*Collected data*:

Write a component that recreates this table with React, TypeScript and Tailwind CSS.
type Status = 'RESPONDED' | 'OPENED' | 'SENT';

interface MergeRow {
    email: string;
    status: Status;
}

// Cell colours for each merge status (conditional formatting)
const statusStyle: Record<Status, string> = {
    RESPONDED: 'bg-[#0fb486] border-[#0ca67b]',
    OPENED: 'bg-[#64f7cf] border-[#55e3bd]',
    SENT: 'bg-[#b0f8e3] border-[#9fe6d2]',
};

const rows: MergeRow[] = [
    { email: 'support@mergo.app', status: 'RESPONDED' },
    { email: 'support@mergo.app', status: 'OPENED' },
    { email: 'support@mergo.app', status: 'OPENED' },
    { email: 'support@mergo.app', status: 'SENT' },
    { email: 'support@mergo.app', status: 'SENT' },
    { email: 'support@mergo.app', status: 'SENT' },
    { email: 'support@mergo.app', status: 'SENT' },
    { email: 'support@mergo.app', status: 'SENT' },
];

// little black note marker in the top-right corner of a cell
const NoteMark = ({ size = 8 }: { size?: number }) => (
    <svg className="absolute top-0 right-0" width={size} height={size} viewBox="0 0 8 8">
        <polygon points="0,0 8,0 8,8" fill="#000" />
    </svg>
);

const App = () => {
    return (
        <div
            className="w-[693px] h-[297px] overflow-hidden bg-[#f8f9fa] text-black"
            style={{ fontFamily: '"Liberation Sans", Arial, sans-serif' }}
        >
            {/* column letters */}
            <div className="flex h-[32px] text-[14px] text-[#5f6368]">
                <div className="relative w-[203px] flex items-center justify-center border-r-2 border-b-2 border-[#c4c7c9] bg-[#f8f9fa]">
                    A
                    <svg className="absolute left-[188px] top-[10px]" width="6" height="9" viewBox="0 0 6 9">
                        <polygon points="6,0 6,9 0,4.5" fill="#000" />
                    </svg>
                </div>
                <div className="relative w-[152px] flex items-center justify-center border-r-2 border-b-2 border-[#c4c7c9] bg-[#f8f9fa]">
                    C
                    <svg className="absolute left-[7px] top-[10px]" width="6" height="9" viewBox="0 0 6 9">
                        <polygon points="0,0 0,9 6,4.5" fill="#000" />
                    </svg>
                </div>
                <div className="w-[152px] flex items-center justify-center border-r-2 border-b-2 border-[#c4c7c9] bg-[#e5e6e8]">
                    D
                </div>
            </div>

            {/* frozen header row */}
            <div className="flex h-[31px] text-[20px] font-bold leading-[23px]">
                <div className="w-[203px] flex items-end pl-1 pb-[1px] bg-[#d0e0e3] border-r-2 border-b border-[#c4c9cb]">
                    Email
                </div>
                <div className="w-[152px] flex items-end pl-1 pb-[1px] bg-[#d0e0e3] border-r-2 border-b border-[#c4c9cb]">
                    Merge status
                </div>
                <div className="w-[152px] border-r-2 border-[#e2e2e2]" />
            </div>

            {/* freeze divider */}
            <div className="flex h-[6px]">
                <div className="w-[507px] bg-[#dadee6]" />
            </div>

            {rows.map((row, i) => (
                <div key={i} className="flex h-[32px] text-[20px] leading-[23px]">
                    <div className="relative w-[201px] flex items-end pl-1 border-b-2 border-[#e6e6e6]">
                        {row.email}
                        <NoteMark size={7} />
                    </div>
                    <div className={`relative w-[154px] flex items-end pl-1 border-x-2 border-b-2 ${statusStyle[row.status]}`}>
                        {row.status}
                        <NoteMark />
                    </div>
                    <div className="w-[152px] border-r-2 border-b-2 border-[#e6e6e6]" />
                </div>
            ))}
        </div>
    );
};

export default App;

*Challenge*: Transcribe the full listing above without leaving anything out.

*Solution below*:
Write a component that recreates this table with React, TypeScript and Tailwind CSS.
type Status = 'RESPONDED' | 'OPENED' | 'SENT';

interface MergeRow {
    email: string;
    status: Status;
}

// Cell colours for each merge status (conditional formatting)
const statusStyle: Record<Status, string> = {
    RESPONDED: 'bg-[#0fb486] border-[#0ca67b]',
    OPENED: 'bg-[#64f7cf] border-[#55e3bd]',
    SENT: 'bg-[#b0f8e3] border-[#9fe6d2]',
};

const rows: MergeRow[] = [
    { email: 'support@mergo.app', status: 'RESPONDED' },
    { email: 'support@mergo.app', status: 'OPENED' },
    { email: 'support@mergo.app', status: 'OPENED' },
    { email: 'support@mergo.app', status: 'SENT' },
    { email: 'support@mergo.app', status: 'SENT' },
    { email: 'support@mergo.app', status: 'SENT' },
    { email: 'support@mergo.app', status: 'SENT' },
    { email: 'support@mergo.app', status: 'SENT' },
];

// little black note marker in the top-right corner of a cell
const NoteMark = ({ size = 8 }: { size?: number }) => (
    <svg className="absolute top-0 right-0" width={size} height={size} viewBox="0 0 8 8">
        <polygon points="0,0 8,0 8,8" fill="#000" />
    </svg>
);

const App = () => {
    return (
        <div
            className="w-[693px] h-[297px] overflow-hidden bg-[#f8f9fa] text-black"
            style={{ fontFamily: '"Liberation Sans", Arial, sans-serif' }}
        >
            {/* column letters */}
            <div className="flex h-[32px] text-[14px] text-[#5f6368]">
                <div className="relative w-[203px] flex items-center justify-center border-r-2 border-b-2 border-[#c4c7c9] bg-[#f8f9fa]">
                    A
                    <svg className="absolute left-[188px] top-[10px]" width="6" height="9" viewBox="0 0 6 9">
                        <polygon points="6,0 6,9 0,4.5" fill="#000" />
                    </svg>
                </div>
                <div className="relative w-[152px] flex items-center justify-center border-r-2 border-b-2 border-[#c4c7c9] bg-[#f8f9fa]">
                    C
                    <svg className="absolute left-[7px] top-[10px]" width="6" height="9" viewBox="0 0 6 9">
                        <polygon points="0,0 0,9 6,4.5" fill="#000" />
                    </svg>
                </div>
                <div className="w-[152px] flex items-center justify-center border-r-2 border-b-2 border-[#c4c7c9] bg-[#e5e6e8]">
                    D
                </div>
            </div>

            {/* frozen header row */}
            <div className="flex h-[31px] text-[20px] font-bold leading-[23px]">
                <div className="w-[203px] flex items-end pl-1 pb-[1px] bg-[#d0e0e3] border-r-2 border-b border-[#c4c9cb]">
                    Email
                </div>
                <div className="w-[152px] flex items-end pl-1 pb-[1px] bg-[#d0e0e3] border-r-2 border-b border-[#c4c9cb]">
                    Merge status
                </div>
                <div className="w-[152px] border-r-2 border-[#e2e2e2]" />
            </div>

            {/* freeze divider */}
            <div className="flex h-[6px]">
                <div className="w-[507px] bg-[#dadee6]" />
            </div>

            {rows.map((row, i) => (
                <div key={i} className="flex h-[32px] text-[20px] leading-[23px]">
                    <div className="relative w-[201px] flex items-end pl-1 border-b-2 border-[#e6e6e6]">
                        {row.email}
                        <NoteMark size={7} />
                    </div>
                    <div className={`relative w-[154px] flex items-end pl-1 border-x-2 border-b-2 ${statusStyle[row.status]}`}>
                        {row.status}
                        <NoteMark />
                    </div>
                    <div className="w-[152px] border-r-2 border-b-2 border-[#e6e6e6]" />
                </div>
            ))}
        </div>
    );
};

export default App;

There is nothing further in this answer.